_PROBLEM TO SOLVE_
Quote each line of the material verbatim, without the pictures.

_DATA SECTION_

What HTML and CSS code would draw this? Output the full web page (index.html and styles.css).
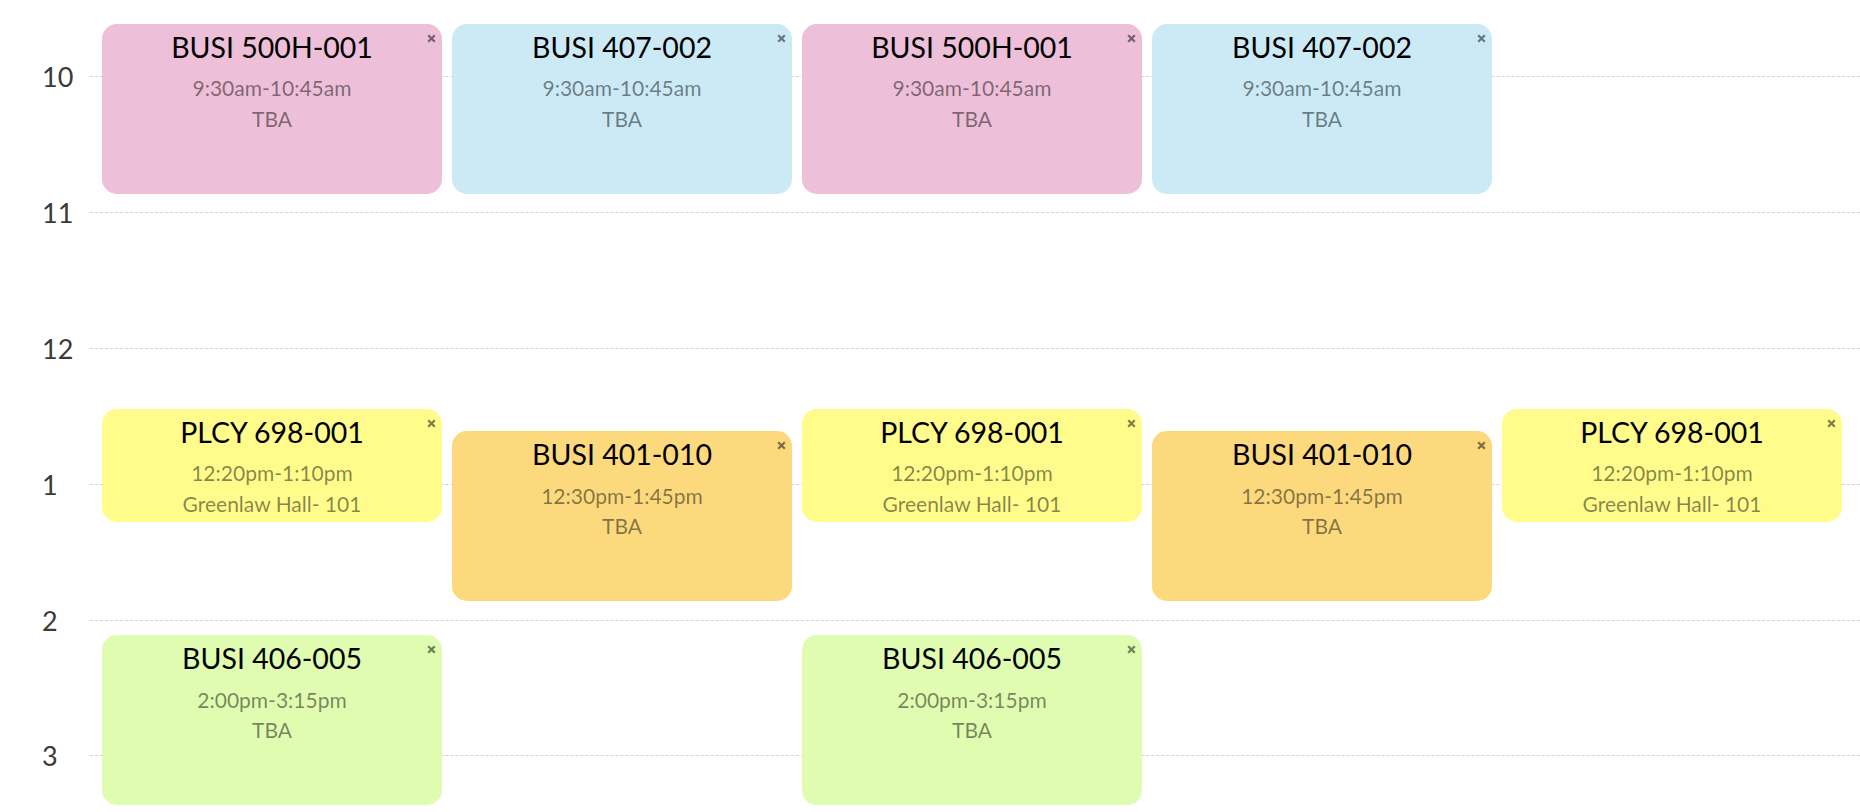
FILE: index.html
```html
<!DOCTYPE html>
<html lang="en">
<head>
    <meta charset="UTF-8">
    <meta name="viewport" content="width=device-width, initial-scale=1.0">
    <title>Weekly Schedule</title>
    <link rel="stylesheet" href="styles.css">
</head>
<body>
    <div class="schedule">
        <div class="hours">
            <div class="hour"><span class="hour-label">10</span><span class="hour-line"></span></div>
            <div class="hour"><span class="hour-label">11</span><span class="hour-line"></span></div>
            <div class="hour"><span class="hour-label">12</span><span class="hour-line"></span></div>
            <div class="hour"><span class="hour-label">1</span><span class="hour-line"></span></div>
            <div class="hour"><span class="hour-label">2</span><span class="hour-line"></span></div>
            <div class="hour"><span class="hour-label">3</span><span class="hour-line"></span></div>
        </div>
        <div class="days" id="days">
            <div class="day"></div>
            <div class="day"></div>
            <div class="day"></div>
            <div class="day"></div>
            <div class="day"></div>
        </div>
    </div>
    <script>
        document.addEventListener('DOMContentLoaded', function() {
            const HOUR_HEIGHT = 135.85;
            const FIRST_HOUR = 10 * 60;
            const OFFSET = 91.7; // where 10:00 sits inside the day column

            const courses = [
                { name: 'BUSI 500H-001', start: '9:30', end: '10:45', time: '9:30am-10:45am', place: 'TBA', color: 'pink', days: [0, 2] },
                { name: 'BUSI 407-002', start: '9:30', end: '10:45', time: '9:30am-10:45am', place: 'TBA', color: 'blue', days: [1, 3] },
                { name: 'PLCY 698-001', start: '12:20', end: '13:10', time: '12:20pm-1:10pm', place: 'Greenlaw Hall- 101', color: 'yellow', days: [0, 2, 4] },
                { name: 'BUSI 401-010', start: '12:30', end: '13:45', time: '12:30pm-1:45pm', place: 'TBA', color: 'orange', days: [1, 3] },
                { name: 'BUSI 406-005', start: '14:00', end: '15:15', time: '2:00pm-3:15pm', place: 'TBA', color: 'green', days: [0, 2] }
            ];

            function minutes(str) {
                const parts = str.split(':');
                return parseInt(parts[0]) * 60 + parseInt(parts[1]);
            }

            function toY(min) {
                return OFFSET + (min - FIRST_HOUR) * HOUR_HEIGHT / 60;
            }

            const dayColumns = document.querySelectorAll('.day');

            courses.forEach(course => {
                const top = toY(minutes(course.start));
                const height = toY(minutes(course.end)) - top;
                course.days.forEach(day => {
                    const card = document.createElement('div');
                    card.classList.add('event', course.color);
                    card.style.top = top + 'px';
                    card.style.height = height + 'px';
                    card.innerHTML = `
                        <button class="remove" type="button" aria-label="Remove">
                            <svg viewBox="0 0 9 9" width="9" height="9"><path d="M1.2 1.2L7.8 7.8M7.8 1.2L1.2 7.8"/></svg>
                        </button>
                        <div class="event-title">${course.name}</div>
                        <div class="event-info">${course.time}</div>
                        <div class="event-info">${course.place}</div>
                    `;
                    dayColumns[day].appendChild(card);
                });
            });
        });
    </script>
</body>
</html>
```

FILE: styles.css
```css
body {
    font-family: Lato, "Open Sans", sans-serif;
    margin: 0;
    padding: 0;
    background: #fff;
    color: #333;
    overflow: hidden;
}

.schedule {
    position: relative;
    height: 812px;
    overflow: hidden;
}

.hours {
    display: flex;
    flex-direction: column;
    gap: 105.85px;
    padding-top: 61.7px;
}

.hour {
    display: flex;
    align-items: center;
    height: 30px;
}

.hour-label {
    box-sizing: border-box;
    width: 90px;
    padding-left: 42px;
    font-size: 27px;
    color: #3a3a3a;
}

.hour-line {
    flex: 1;
    border-top: 1px dashed #d4d4d4;
}

/* day columns sit over the hour lines */
.days {
    position: absolute;
    top: 0;
    bottom: 0;
    left: 102px;
    display: grid;
    grid-template-columns: repeat(5, 340px);
    column-gap: 10px;
}

.day {
    position: relative;
}

.event {
    position: absolute;
    left: 0;
    right: 0;
    box-sizing: border-box;
    padding-top: 6px;
    border-radius: 15px;
    text-align: center;
    color: rgba(0, 0, 0, 0.48);
    overflow: hidden;
}

.event.pink {
    background-color: #edbfd8;
}

.event.blue {
    background-color: #cbeaf5;
}

.event.yellow {
    background-color: #fffc8b;
}

.event.orange {
    background-color: #fdd97e;
}

.event.green {
    background-color: #dffcb0;
}

.event-title {
    font-size: 28.5px;
    line-height: 35px;
    color: #000;
    margin-bottom: 8.5px;
}

.event-info {
    font-size: 21px;
    line-height: 30.6px;
}

.remove {
    position: absolute;
    top: 10px;
    right: 6px;
    width: 9px;
    height: 9px;
    padding: 0;
    border: none;
    background: none;
    cursor: pointer;
    line-height: 0;
}

.remove svg {
    display: block;
    stroke: rgba(0, 0, 0, 0.5);
    stroke-width: 2.2;
    fill: none;
}
```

_THE OUTPUT_
What HTML and CSS code would draw this? Output the full web page (index.html and styles.css).
FILE: index.html
```html
<!DOCTYPE html>
<html lang="en">
<head>
    <meta charset="UTF-8">
    <meta name="viewport" content="width=device-width, initial-scale=1.0">
    <title>Weekly Schedule</title>
    <link rel="stylesheet" href="styles.css">
</head>
<body>
    <div class="schedule">
        <div class="hours">
            <div class="hour"><span class="hour-label">10</span><span class="hour-line"></span></div>
            <div class="hour"><span class="hour-label">11</span><span class="hour-line"></span></div>
            <div class="hour"><span class="hour-label">12</span><span class="hour-line"></span></div>
            <div class="hour"><span class="hour-label">1</span><span class="hour-line"></span></div>
            <div class="hour"><span class="hour-label">2</span><span class="hour-line"></span></div>
            <div class="hour"><span class="hour-label">3</span><span class="hour-line"></span></div>
        </div>
        <div class="days" id="days">
            <div class="day"></div>
            <div class="day"></div>
            <div class="day"></div>
            <div class="day"></div>
            <div class="day"></div>
        </div>
    </div>
    <script>
        document.addEventListener('DOMContentLoaded', function() {
            const HOUR_HEIGHT = 135.85;
            const FIRST_HOUR = 10 * 60;
            const OFFSET = 91.7; // where 10:00 sits inside the day column

            const courses = [
                { name: 'BUSI 500H-001', start: '9:30', end: '10:45', time: '9:30am-10:45am', place: 'TBA', color: 'pink', days: [0, 2] },
                { name: 'BUSI 407-002', start: '9:30', end: '10:45', time: '9:30am-10:45am', place: 'TBA', color: 'blue', days: [1, 3] },
                { name: 'PLCY 698-001', start: '12:20', end: '13:10', time: '12:20pm-1:10pm', place: 'Greenlaw Hall- 101', color: 'yellow', days: [0, 2, 4] },
                { name: 'BUSI 401-010', start: '12:30', end: '13:45', time: '12:30pm-1:45pm', place: 'TBA', color: 'orange', days: [1, 3] },
                { name: 'BUSI 406-005', start: '14:00', end: '15:15', time: '2:00pm-3:15pm', place: 'TBA', color: 'green', days: [0, 2] }
            ];

            function minutes(str) {
                const parts = str.split(':');
                return parseInt(parts[0]) * 60 + parseInt(parts[1]);
            }

            function toY(min) {
                return OFFSET + (min - FIRST_HOUR) * HOUR_HEIGHT / 60;
            }

            const dayColumns = document.querySelectorAll('.day');

            courses.forEach(course => {
                const top = toY(minutes(course.start));
                const height = toY(minutes(course.end)) - top;
                course.days.forEach(day => {
                    const card = document.createElement('div');
                    card.classList.add('event', course.color);
                    card.style.top = top + 'px';
                    card.style.height = height + 'px';
                    card.innerHTML = `
                        <button class="remove" type="button" aria-label="Remove">
                            <svg viewBox="0 0 9 9" width="9" height="9"><path d="M1.2 1.2L7.8 7.8M7.8 1.2L1.2 7.8"/></svg>
                        </button>
                        <div class="event-title">${course.name}</div>
                        <div class="event-info">${course.time}</div>
                        <div class="event-info">${course.place}</div>
                    `;
                    dayColumns[day].appendChild(card);
                });
            });
        });
    </script>
</body>
</html>
```

FILE: styles.css
```css
body {
    font-family: Lato, "Open Sans", sans-serif;
    margin: 0;
    padding: 0;
    background: #fff;
    color: #333;
    overflow: hidden;
}

.schedule {
    position: relative;
    height: 812px;
    overflow: hidden;
}

.hours {
    display: flex;
    flex-direction: column;
    gap: 105.85px;
    padding-top: 61.7px;
}

.hour {
    display: flex;
    align-items: center;
    height: 30px;
}

.hour-label {
    box-sizing: border-box;
    width: 90px;
    padding-left: 42px;
    font-size: 27px;
    color: #3a3a3a;
}

.hour-line {
    flex: 1;
    border-top: 1px dashed #d4d4d4;
}

/* day columns sit over the hour lines */
.days {
    position: absolute;
    top: 0;
    bottom: 0;
    left: 102px;
    display: grid;
    grid-template-columns: repeat(5, 340px);
    column-gap: 10px;
}

.day {
    position: relative;
}

.event {
    position: absolute;
    left: 0;
    right: 0;
    box-sizing: border-box;
    padding-top: 6px;
    border-radius: 15px;
    text-align: center;
    color: rgba(0, 0, 0, 0.48);
    overflow: hidden;
}

.event.pink {
    background-color: #edbfd8;
}

.event.blue {
    background-color: #cbeaf5;
}

.event.yellow {
    background-color: #fffc8b;
}

.event.orange {
    background-color: #fdd97e;
}

.event.green {
    background-color: #dffcb0;
}

.event-title {
    font-size: 28.5px;
    line-height: 35px;
    color: #000;
    margin-bottom: 8.5px;
}

.event-info {
    font-size: 21px;
    line-height: 30.6px;
}

.remove {
    position: absolute;
    top: 10px;
    right: 6px;
    width: 9px;
    height: 9px;
    padding: 0;
    border: none;
    background: none;
    cursor: pointer;
    line-height: 0;
}

.remove svg {
    display: block;
    stroke: rgba(0, 0, 0, 0.5);
    stroke-width: 2.2;
    fill: none;
}
```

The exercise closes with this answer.